The book begins with a crime, something that prefaces the events of the story itself and haunts the characters involved. A pedophile kidnaps a child and a cop pursues him. During the chase the kidnapper kills the young one and eventually the criminal kills himself, too. From this heinous and savage act the novel unfolds in the ripples, in the child of the criminal, the sibling of the victim, and in the adopted child of the cop who chased them down. All separate yet connected through Perez’s clever, wry telling.
While it’s certainly a crime novel, there’s a lot of big themes and issues that Perez, I believe, was trying to come to grips with here. Everything from poverty to nationalism, failure to manage post-colonial pains and our dire need for a collective exorcism.
“Cubao Ilalim: Unang Aklat” and “Ikalawanag Aklat” (2021)
Perez was relentlessly writing and released books up until his final years.
In these “spin-offs” of the Cubao series Perez imagines that the kingdom of Berbanya (from “Ibong Adarna”) exists below Cubao and his hero, magic expert Mang Jony, is the investigating intermediary between this mythical realm and the cities of man as we know it.

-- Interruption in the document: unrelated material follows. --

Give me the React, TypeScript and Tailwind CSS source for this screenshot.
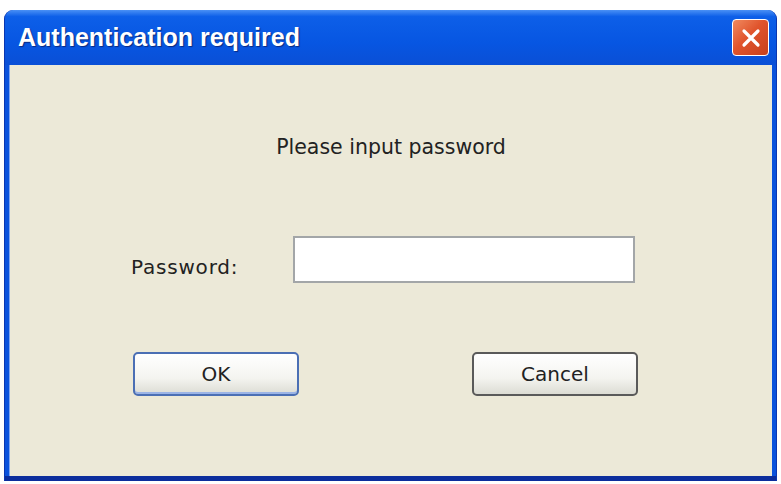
export default function App() {
  return (
    <div className="w-[781px] h-[484px] bg-white pt-[10px] pl-[4px] pr-[4px] pb-[3px] font-['DejaVu_Sans',sans-serif]">
      <div className="flex h-full flex-col overflow-hidden rounded-t-[9px] border-x border-[#0a36b0] bg-[#0a52dc]">
        {/* title bar */}
        <div className="flex h-[55px] shrink-0 items-center justify-between bg-[linear-gradient(180deg,#4a90f5_0%,#0d5fe8_12%,#0756e2_60%,#0a4fd6_100%)] pl-[13px] pr-[7px]">
          <span className="font-['Liberation_Sans',sans-serif] text-[25px] font-bold text-white [text-shadow:1px_1px_1px_#0a2a80]">
            Authentication required
          </span>
          <button className="flex h-[37px] w-[37px] items-center justify-center rounded-[4px] border border-white bg-[linear-gradient(135deg,#f08a60_0%,#e0542c_45%,#c8401c_100%)]">
            <svg width="24" height="24" viewBox="0 0 24 24">
              <path d="M5 5 L19 19 M19 5 L5 19" stroke="#fff" strokeWidth="3.2" strokeLinecap="round" />
            </svg>
          </button>
        </div>

        {/* body */}
        <div className="mx-[4px] flex flex-1 flex-col items-center border-l border-[#7fa6f0] bg-[#ece9d8] text-[#222]">
          <p className="mt-[67px] text-[20.5px]">Please input password</p>

          <div className="mt-[73px] flex items-center self-start">
            <span className="ml-[121px] w-[162px] pt-[16px] text-[20px] tracking-[0.8px]">Password:</span>
            <input
              type="password"
              className="h-[47px] w-[342px] border-2 border-[#a3a6a8] bg-white outline-none"
            />
          </div>

          <div className="ml-[123px] mt-[69px] flex gap-[173px] self-start">
            <button className="h-[44px] w-[166px] rounded-[5px] border-2 border-[#4b6fb4] bg-[linear-gradient(180deg,#ffffff_0%,#f4f4f0_60%,#dcdcd4_100%)] text-[20px] text-[#222] shadow-[inset_0_-2px_0_#9bb4e6]">
              OK
            </button>
            <button className="h-[44px] w-[166px] rounded-[5px] border-2 border-[#5a5a5a] bg-[linear-gradient(180deg,#ffffff_0%,#f4f4f0_60%,#dcdcd4_100%)] text-[20px] text-[#222]">
              Cancel
            </button>
          </div>
        </div>
        <div className="h-[5px] shrink-0 bg-[#0b2d9c]" />
      </div>
    </div>
  );
}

This “underground” mythos veers away from the stark realism of the core Cubao series and goes full fantastic, merging its urban fantasy in the vein of Charles De Lint and Neil Gaiman into familiar locales like Araneta Center, Broadway Centrum, and P. Tuazon Street.
Komisyon sa Wikang Filipino made a great decision to release this fantasy adventure by Perez. Many Jony’s adventure into the Cubao Ilalim and his encounters with Rey Morales (the books’ analog of Haring Salermo) and others from the classic legend make for a quite enjoyable, arguably light, and far less psychologically sinister read than the previous “Cubao” books.